TL;DR: It's not so much specialization as it is a rigorous 4 year college prep program with exposure to a field you have interest in.
HTHS'er (1999) & startup founder here -- I think this will be good for NYC but naming the school after such a focused discipline seems a bit shortsighted. "Software engineering" is likely going to be a phrase that looks quite silly a few decades from now. At the very least it should be a Computer Science academy.
It is probably not for everyone. But for 100 lucky students, I bet this will be just what they need. My son, who incidentally will be in 9th grade next year, has never had any interests beyond computers. Maybe it's time to move to NY.

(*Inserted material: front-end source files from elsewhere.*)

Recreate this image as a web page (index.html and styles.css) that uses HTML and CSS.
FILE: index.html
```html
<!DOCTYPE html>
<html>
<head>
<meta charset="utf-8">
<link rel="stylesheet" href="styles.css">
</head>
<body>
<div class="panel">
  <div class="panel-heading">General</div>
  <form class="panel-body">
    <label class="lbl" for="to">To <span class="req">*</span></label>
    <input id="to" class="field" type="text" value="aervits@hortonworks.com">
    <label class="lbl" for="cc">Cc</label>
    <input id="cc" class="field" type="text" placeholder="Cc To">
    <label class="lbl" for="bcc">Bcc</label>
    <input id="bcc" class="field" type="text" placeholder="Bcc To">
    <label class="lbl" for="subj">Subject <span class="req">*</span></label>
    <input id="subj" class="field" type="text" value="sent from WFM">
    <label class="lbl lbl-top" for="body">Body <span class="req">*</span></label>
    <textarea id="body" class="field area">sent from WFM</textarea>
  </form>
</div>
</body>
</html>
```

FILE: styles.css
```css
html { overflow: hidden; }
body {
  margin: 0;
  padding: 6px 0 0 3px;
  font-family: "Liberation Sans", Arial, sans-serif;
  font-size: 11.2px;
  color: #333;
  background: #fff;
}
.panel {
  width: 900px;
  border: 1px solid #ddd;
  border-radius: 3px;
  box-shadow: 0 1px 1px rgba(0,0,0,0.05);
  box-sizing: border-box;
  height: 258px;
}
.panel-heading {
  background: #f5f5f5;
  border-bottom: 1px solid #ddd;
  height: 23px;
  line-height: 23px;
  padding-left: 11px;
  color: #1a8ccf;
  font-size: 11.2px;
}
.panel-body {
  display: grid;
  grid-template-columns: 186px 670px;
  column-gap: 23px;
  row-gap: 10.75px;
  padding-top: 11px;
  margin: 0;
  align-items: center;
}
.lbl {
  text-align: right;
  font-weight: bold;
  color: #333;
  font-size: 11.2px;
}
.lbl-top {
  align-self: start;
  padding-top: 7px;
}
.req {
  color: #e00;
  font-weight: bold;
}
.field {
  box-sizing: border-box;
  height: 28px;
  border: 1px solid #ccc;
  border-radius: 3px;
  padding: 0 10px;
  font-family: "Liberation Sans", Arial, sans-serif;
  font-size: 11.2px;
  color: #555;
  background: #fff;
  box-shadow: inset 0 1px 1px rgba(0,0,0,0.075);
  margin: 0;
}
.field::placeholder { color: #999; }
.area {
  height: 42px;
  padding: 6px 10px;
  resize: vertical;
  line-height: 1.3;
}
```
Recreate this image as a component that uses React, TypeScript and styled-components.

Yes you do need to have a wider range than just CS
In fact a lot of what industy needs is more Computer Enginering and lees hyper secpecialised CS majors - you dont see Audi or Mercedes saying we need engineers lets train a load of physicists.
Computer Engineering is generally hardware and firmware design, something that is becoming less and less important as generalized processors have become smaller, cheaper, and more powerful. At this point, almost everything can be done in software, so a Computer Science degree is more important.
Also, your Audi/Mercedes analogy is flawed. Physicists and engineers are very different, and if they needed more engineers, they would sponsor engineering schools. Right now we need more software developers, so training kids in Computer Science makes complete sense. Some schools (including my alma mater) do provide a separate Software Engineering degree, but they generally overlap so much with CS as to be virtually indistinguishable. It's also somewhat laughable to call Software Engineering "engineering", as there is a general lack of rigor and no formal qualification for software engineers like there is for every other branch of engineering.
> Computer Engineering is generally hardware and firmware design, something that is becoming less and less important as generalized processors have become smaller, cheaper, and more powerful. At this point, almost everything can be done in software, so a Computer Science degree is more important.
And who, exactly, do you think is designing these new processors?
Computer Engineer here- while I would selfishly argue that Computer Science is not more important, the CS field is even now still growing, while our field is contracting. I do not expect ours to ever go away entirely, but the answer is not to make everyone a CE.
I think maybe what mjwalshe is thinking about, is the Computer Scientist graduates who cannot even program.
yes that's what i was getting at theorys all very well but you need to be able to apply this to real world which is what most employers of programmers want.
My first job after school (as a technical programmer) was at an Elite RnmD organistion (our boss was the mechanical engineers president at the time) and I remember I was told one way to think about it is that "engineers" are scientists with thumbs.